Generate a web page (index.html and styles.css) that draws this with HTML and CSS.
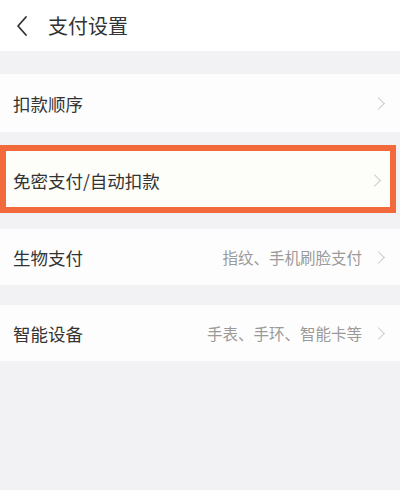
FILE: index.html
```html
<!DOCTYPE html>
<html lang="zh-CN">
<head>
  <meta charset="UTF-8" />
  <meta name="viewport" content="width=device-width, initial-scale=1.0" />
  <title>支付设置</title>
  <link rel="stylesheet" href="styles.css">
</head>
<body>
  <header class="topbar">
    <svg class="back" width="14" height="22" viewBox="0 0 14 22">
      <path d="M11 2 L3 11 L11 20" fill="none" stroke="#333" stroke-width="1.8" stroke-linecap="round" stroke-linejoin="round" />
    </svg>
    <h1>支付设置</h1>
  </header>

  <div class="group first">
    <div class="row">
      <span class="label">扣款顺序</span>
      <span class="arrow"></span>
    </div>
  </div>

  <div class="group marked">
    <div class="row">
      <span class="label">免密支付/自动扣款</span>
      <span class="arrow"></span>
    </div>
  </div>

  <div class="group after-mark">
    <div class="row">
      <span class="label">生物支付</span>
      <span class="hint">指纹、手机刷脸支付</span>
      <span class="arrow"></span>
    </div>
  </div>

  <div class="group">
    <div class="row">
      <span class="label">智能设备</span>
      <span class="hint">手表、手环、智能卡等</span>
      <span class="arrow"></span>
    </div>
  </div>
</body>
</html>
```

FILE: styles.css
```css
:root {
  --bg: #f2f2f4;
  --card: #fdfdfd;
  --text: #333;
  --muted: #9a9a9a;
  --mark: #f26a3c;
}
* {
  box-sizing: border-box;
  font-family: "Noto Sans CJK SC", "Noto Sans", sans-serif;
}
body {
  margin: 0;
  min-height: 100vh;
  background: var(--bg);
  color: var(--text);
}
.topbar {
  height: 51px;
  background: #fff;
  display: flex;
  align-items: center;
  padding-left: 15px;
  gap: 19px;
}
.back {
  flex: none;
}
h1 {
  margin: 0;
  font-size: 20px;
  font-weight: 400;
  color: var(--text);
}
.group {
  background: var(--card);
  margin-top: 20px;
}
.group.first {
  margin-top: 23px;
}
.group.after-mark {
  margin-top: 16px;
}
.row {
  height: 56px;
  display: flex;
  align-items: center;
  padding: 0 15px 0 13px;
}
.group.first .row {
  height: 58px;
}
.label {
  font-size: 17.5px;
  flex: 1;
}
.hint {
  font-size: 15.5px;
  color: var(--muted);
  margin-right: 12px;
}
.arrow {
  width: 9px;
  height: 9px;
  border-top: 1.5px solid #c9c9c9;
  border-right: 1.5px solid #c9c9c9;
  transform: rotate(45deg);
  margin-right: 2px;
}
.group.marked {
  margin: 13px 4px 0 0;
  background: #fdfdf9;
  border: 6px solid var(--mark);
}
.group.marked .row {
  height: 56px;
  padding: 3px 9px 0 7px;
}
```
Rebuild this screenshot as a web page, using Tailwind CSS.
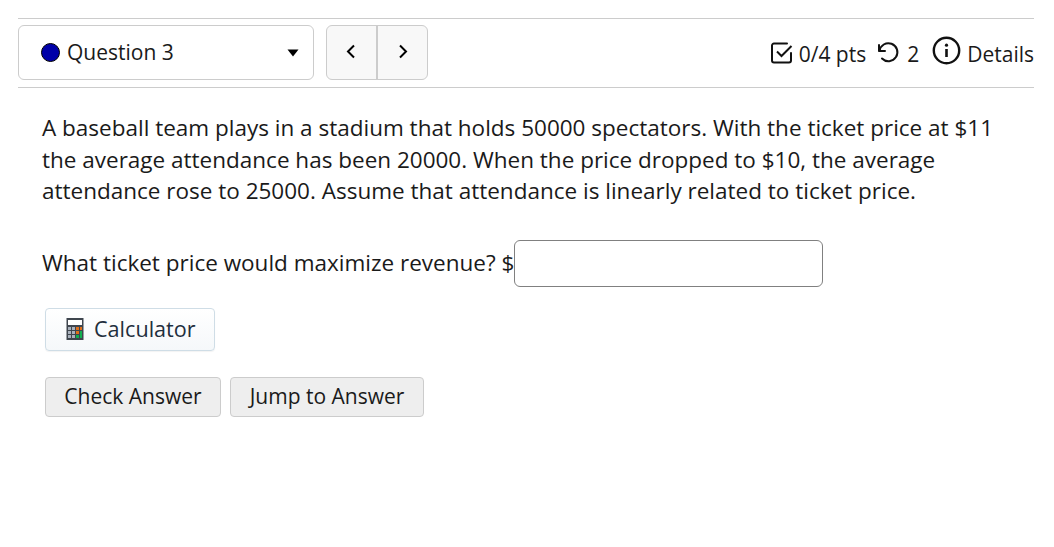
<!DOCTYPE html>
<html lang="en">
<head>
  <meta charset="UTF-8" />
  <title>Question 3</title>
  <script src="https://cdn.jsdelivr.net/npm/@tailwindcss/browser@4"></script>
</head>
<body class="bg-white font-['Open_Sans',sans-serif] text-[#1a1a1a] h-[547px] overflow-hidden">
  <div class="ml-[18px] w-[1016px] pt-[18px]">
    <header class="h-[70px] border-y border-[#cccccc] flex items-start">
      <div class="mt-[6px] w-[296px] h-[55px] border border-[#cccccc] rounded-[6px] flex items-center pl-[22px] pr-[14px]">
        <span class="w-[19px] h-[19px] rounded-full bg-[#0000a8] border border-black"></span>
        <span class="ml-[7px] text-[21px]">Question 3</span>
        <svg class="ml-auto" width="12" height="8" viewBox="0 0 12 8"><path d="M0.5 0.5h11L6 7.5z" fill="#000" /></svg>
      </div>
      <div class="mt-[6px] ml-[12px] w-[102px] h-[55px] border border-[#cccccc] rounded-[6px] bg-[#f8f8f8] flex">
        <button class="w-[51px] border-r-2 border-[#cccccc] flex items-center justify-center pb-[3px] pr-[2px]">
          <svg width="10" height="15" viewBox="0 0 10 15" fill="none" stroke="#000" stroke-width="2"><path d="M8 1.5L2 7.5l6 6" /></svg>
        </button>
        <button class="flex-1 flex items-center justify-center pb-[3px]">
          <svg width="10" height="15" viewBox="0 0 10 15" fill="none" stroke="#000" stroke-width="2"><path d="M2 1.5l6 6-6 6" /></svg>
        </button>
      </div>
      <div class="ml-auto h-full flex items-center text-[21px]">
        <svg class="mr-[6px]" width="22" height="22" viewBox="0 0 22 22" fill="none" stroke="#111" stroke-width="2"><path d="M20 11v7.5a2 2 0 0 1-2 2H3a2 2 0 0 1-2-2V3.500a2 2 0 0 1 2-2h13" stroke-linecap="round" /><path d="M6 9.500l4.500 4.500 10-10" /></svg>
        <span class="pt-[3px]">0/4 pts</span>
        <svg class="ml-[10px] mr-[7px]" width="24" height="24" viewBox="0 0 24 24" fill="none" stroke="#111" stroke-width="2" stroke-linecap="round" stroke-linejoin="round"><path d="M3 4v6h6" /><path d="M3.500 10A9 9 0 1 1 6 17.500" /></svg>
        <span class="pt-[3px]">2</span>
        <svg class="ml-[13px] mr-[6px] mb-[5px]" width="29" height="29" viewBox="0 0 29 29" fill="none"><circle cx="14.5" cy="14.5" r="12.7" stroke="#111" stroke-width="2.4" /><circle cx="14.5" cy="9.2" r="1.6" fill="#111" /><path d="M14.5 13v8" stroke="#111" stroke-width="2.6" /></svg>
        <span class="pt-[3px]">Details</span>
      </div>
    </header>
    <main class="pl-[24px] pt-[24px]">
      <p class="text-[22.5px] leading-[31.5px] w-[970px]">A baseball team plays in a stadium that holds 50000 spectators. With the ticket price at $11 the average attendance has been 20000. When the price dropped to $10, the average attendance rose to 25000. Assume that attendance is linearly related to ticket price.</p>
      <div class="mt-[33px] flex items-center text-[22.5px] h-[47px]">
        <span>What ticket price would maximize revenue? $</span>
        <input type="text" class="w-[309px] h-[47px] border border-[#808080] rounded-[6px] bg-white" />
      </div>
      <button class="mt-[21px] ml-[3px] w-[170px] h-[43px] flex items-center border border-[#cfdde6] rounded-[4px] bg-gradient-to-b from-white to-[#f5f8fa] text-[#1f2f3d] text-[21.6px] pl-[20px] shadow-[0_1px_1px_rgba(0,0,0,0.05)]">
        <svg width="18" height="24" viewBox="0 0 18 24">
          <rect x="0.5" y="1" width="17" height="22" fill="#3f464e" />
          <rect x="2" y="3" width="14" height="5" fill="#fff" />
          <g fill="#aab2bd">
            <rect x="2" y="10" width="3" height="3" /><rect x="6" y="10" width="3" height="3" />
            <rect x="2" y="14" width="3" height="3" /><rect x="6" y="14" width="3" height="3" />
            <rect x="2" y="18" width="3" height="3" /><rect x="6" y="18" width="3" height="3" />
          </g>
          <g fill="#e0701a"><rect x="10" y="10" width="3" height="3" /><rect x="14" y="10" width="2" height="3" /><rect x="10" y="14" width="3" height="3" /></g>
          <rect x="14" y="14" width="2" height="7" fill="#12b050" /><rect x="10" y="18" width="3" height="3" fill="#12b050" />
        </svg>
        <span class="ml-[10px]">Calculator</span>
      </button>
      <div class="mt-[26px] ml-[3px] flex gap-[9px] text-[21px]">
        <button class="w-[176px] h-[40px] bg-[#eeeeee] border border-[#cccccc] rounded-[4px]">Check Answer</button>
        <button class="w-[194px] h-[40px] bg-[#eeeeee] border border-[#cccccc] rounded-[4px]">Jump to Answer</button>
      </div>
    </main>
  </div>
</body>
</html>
════════════════
# EXERCISE INSTRUCTIONS
Pick out every line above that contains the word "index" and copy it.

# FINAL RESULT
Generate a web page (index.html and styles.css) that draws this with HTML and CSS.
FILE: index.html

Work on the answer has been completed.